OBJECTIVE:
Copy each line of the data below with the word "React".

COLLECTED DATA:
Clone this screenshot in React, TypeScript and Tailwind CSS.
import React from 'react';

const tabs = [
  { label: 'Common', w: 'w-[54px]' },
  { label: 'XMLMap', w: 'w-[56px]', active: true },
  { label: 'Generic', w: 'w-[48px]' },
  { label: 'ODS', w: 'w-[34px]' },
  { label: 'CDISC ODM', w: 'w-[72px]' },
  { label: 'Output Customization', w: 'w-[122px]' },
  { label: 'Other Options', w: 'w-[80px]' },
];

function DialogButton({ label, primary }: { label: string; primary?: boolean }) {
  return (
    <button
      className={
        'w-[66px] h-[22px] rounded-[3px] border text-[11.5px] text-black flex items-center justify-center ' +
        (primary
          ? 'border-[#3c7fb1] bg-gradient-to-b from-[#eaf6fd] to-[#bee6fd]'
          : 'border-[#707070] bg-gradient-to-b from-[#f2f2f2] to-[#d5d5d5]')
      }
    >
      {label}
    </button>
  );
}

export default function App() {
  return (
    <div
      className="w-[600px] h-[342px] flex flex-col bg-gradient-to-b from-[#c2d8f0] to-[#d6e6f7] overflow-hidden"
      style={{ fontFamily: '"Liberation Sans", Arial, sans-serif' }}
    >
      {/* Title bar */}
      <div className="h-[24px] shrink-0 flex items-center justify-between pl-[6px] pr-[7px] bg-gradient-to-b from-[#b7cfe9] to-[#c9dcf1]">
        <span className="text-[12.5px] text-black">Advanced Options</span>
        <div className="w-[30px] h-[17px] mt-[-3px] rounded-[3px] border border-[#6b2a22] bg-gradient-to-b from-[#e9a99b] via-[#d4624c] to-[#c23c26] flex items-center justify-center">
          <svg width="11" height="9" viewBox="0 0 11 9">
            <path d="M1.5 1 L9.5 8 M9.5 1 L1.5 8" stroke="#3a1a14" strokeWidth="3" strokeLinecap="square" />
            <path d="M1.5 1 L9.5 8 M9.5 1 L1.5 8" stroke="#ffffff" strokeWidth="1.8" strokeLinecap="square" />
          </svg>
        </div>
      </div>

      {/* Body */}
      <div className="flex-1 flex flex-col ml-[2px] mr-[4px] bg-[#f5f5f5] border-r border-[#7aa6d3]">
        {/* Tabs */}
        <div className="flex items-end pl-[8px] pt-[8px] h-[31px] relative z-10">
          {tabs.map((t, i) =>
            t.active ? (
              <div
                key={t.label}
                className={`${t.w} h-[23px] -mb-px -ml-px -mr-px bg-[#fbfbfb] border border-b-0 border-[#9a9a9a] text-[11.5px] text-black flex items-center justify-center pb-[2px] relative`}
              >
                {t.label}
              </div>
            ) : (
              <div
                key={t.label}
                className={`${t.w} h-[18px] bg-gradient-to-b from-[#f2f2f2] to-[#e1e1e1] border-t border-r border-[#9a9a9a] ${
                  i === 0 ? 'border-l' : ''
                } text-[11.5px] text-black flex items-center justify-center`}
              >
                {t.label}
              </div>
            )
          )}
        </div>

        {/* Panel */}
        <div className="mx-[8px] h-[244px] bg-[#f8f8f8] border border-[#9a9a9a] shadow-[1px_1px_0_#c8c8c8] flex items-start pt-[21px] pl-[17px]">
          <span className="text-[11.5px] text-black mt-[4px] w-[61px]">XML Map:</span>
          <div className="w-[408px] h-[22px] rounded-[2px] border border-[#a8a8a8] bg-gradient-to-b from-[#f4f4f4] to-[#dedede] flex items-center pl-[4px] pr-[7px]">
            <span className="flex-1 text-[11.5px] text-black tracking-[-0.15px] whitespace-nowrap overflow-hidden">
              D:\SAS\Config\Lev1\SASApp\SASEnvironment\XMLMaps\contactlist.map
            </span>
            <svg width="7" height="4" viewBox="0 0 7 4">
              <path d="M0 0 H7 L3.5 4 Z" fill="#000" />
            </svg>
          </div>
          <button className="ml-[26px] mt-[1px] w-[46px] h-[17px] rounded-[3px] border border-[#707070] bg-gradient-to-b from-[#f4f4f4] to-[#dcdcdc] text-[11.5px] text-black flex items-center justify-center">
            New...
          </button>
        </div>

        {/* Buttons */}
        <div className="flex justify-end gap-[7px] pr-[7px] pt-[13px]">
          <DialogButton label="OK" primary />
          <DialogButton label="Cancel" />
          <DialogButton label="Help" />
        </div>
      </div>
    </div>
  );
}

SOLUTION:
Clone this screenshot in React, TypeScript and Tailwind CSS.
import React from 'react';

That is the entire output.